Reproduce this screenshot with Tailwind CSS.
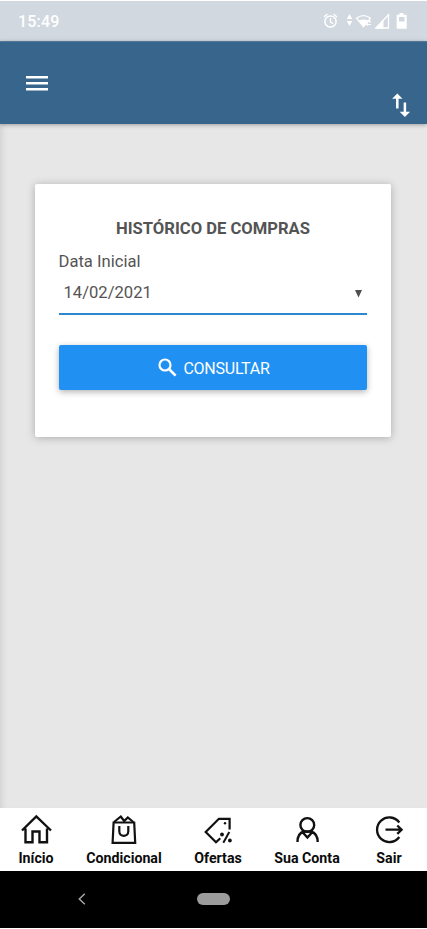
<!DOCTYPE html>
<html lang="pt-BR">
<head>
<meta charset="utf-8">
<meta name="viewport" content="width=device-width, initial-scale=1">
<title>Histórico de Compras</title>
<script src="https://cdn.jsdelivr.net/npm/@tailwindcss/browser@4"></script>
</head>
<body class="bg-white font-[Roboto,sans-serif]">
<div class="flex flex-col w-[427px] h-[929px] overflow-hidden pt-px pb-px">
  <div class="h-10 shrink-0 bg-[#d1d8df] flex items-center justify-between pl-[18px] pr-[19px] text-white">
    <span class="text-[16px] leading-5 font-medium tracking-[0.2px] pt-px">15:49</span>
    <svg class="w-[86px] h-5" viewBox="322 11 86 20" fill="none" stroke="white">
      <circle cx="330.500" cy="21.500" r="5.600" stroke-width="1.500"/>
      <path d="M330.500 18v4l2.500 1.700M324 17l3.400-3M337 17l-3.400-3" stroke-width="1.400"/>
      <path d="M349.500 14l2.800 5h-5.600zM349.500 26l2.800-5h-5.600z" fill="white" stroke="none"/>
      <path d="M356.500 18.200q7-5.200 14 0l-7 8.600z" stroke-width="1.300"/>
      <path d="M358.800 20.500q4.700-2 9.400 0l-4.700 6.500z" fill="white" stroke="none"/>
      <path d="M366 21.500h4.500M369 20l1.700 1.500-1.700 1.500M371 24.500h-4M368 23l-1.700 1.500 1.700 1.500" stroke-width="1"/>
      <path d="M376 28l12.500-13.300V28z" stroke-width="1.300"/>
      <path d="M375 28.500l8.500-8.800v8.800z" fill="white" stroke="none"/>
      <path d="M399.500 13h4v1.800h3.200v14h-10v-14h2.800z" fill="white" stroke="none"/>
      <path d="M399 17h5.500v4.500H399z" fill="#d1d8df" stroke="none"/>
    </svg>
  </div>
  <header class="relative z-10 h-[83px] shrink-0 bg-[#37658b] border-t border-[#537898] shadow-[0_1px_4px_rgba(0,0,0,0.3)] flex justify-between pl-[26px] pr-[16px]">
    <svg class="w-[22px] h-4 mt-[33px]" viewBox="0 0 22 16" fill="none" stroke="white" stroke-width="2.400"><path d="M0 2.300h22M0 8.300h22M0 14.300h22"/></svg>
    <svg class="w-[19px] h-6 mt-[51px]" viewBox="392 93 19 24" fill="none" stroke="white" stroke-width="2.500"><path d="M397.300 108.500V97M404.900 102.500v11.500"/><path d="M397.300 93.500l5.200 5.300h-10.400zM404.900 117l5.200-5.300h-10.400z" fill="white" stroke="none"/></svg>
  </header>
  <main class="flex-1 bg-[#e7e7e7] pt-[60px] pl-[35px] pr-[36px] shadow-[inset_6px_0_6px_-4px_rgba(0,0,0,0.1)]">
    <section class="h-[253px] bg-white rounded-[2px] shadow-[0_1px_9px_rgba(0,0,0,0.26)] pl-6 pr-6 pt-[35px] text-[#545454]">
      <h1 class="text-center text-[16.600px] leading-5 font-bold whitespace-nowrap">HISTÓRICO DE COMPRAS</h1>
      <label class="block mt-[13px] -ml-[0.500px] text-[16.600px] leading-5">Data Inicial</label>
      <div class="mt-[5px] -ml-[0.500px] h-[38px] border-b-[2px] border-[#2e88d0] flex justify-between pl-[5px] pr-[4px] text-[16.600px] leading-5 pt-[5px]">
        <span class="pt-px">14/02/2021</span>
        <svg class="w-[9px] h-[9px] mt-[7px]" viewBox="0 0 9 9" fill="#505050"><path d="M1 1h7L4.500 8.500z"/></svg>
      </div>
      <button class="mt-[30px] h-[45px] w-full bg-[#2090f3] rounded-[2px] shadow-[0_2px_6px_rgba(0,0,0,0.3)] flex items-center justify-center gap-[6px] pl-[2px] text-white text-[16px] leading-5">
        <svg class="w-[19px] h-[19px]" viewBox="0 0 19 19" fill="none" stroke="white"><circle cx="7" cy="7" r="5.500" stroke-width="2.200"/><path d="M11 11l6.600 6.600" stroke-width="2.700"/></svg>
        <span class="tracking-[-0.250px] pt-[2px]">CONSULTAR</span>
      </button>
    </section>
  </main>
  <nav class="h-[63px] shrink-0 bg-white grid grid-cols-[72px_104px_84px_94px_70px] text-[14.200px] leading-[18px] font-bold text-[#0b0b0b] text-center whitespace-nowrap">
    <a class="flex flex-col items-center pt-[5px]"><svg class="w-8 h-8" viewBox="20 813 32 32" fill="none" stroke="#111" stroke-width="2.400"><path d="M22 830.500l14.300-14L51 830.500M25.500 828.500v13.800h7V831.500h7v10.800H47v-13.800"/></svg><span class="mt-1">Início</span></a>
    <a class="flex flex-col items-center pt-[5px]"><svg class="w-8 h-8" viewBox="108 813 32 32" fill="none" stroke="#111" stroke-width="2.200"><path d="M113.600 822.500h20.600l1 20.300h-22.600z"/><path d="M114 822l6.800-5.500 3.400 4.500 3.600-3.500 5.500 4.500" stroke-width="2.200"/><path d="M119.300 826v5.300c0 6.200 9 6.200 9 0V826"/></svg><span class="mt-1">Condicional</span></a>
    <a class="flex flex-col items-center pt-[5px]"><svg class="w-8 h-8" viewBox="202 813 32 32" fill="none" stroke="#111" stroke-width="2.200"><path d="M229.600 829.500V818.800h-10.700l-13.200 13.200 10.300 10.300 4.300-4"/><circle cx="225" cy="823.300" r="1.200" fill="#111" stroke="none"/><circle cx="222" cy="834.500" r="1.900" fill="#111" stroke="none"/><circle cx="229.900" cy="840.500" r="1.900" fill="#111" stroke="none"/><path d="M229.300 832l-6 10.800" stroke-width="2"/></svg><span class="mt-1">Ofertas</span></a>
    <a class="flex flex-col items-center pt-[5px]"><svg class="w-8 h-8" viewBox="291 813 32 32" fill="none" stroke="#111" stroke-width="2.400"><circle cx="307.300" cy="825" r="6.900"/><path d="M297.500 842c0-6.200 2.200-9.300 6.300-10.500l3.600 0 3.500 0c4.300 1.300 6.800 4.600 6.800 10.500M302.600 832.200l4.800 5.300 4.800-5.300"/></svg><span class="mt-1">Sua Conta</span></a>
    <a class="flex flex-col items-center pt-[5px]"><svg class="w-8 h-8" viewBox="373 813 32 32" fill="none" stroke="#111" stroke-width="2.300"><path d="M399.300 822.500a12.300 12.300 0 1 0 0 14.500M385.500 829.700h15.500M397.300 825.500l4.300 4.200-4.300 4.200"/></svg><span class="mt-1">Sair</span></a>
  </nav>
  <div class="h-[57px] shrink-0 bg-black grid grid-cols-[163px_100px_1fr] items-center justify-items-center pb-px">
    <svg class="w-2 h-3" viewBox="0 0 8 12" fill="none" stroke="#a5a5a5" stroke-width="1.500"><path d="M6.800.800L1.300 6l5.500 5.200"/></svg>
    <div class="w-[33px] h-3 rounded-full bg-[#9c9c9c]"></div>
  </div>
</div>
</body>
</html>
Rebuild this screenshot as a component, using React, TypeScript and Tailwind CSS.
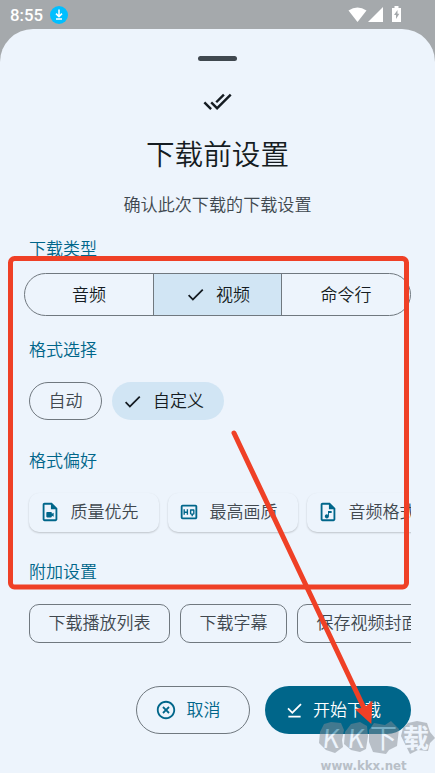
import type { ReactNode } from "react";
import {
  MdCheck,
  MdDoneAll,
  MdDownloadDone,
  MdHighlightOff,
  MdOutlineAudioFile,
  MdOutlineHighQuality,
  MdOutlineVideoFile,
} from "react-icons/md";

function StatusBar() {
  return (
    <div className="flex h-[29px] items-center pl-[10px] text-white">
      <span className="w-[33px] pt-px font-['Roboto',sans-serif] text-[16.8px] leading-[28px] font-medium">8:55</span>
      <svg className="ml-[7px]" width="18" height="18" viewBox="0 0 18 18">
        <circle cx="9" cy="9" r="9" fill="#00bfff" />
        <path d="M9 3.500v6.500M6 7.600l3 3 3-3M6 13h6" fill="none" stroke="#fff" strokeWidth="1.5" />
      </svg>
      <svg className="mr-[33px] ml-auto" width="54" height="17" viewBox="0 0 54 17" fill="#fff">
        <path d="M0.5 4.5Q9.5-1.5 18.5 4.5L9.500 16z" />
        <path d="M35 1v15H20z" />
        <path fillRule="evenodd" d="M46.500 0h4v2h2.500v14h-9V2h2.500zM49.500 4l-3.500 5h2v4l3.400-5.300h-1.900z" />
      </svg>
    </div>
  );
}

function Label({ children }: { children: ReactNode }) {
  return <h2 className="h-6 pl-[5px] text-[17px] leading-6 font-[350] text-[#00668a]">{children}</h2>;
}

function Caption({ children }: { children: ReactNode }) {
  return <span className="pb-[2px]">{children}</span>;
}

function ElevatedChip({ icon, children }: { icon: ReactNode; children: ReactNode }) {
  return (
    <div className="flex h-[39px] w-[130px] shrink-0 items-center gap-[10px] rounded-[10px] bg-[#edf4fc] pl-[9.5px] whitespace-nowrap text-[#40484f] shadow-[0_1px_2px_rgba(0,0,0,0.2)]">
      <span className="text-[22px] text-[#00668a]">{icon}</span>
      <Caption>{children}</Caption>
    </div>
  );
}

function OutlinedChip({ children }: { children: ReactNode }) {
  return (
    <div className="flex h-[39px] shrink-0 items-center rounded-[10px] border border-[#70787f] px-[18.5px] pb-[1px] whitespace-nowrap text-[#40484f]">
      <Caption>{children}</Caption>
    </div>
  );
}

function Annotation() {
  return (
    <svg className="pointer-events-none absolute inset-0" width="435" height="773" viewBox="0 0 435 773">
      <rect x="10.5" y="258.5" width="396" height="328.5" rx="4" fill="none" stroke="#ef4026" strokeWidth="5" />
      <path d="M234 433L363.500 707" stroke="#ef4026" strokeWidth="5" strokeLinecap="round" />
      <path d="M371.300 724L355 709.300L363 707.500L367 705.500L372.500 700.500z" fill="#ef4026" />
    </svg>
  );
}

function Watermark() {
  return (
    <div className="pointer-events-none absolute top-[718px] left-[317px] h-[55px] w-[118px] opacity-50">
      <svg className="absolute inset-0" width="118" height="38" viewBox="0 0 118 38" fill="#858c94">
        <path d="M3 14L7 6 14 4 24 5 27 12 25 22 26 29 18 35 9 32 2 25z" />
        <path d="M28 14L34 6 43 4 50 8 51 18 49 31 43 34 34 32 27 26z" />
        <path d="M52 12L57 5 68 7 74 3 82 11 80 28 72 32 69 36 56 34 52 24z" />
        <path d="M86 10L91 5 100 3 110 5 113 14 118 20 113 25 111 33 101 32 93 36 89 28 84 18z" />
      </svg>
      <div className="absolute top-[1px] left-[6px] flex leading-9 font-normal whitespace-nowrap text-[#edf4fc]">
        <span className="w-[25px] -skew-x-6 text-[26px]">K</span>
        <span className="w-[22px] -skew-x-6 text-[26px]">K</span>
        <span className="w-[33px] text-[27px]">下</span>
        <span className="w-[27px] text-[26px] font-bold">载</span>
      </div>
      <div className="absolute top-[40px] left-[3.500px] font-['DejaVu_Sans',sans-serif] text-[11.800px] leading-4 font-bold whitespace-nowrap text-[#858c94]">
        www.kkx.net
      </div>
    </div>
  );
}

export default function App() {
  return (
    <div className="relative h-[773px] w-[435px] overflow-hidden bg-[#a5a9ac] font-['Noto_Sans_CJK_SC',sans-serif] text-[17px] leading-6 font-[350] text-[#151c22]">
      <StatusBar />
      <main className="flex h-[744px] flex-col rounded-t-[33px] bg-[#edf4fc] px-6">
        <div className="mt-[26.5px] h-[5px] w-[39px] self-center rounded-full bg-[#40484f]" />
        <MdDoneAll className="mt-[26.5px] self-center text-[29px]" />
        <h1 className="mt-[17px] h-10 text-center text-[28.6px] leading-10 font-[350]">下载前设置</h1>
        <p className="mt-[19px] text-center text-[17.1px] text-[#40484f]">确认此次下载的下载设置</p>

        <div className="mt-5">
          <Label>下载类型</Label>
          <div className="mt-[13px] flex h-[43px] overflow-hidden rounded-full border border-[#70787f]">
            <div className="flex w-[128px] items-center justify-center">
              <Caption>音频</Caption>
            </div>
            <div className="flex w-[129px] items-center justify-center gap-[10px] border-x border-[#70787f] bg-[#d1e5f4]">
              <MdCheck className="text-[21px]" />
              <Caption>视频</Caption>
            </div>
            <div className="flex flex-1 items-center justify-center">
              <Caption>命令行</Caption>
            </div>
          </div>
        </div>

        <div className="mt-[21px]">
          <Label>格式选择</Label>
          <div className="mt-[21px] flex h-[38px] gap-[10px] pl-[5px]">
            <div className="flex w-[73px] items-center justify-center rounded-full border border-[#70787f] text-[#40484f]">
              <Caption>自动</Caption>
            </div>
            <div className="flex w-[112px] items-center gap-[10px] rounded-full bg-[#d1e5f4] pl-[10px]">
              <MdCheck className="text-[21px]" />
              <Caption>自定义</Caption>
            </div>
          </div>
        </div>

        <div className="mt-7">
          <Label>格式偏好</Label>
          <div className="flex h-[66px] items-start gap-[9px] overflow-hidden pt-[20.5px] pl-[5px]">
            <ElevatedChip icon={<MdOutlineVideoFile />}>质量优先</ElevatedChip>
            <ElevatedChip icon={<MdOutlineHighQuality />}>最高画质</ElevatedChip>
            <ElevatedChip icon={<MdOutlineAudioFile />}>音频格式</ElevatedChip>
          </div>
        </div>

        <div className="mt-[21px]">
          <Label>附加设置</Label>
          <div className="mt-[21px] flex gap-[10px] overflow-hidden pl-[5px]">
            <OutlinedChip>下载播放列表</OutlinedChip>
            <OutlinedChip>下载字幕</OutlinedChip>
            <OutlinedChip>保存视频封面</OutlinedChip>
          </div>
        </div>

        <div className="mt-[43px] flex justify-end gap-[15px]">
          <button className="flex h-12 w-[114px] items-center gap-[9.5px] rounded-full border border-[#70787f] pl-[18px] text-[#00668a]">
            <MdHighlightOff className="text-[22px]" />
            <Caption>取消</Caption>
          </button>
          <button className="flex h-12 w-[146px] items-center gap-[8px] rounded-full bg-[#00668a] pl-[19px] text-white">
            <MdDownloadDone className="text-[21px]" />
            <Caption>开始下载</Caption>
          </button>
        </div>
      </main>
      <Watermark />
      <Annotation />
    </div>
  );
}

● ● ● ● ● ● ●

Your goal: What count of lines in the listing contain the word "this"? Reply with the number only.

Exercise output: 2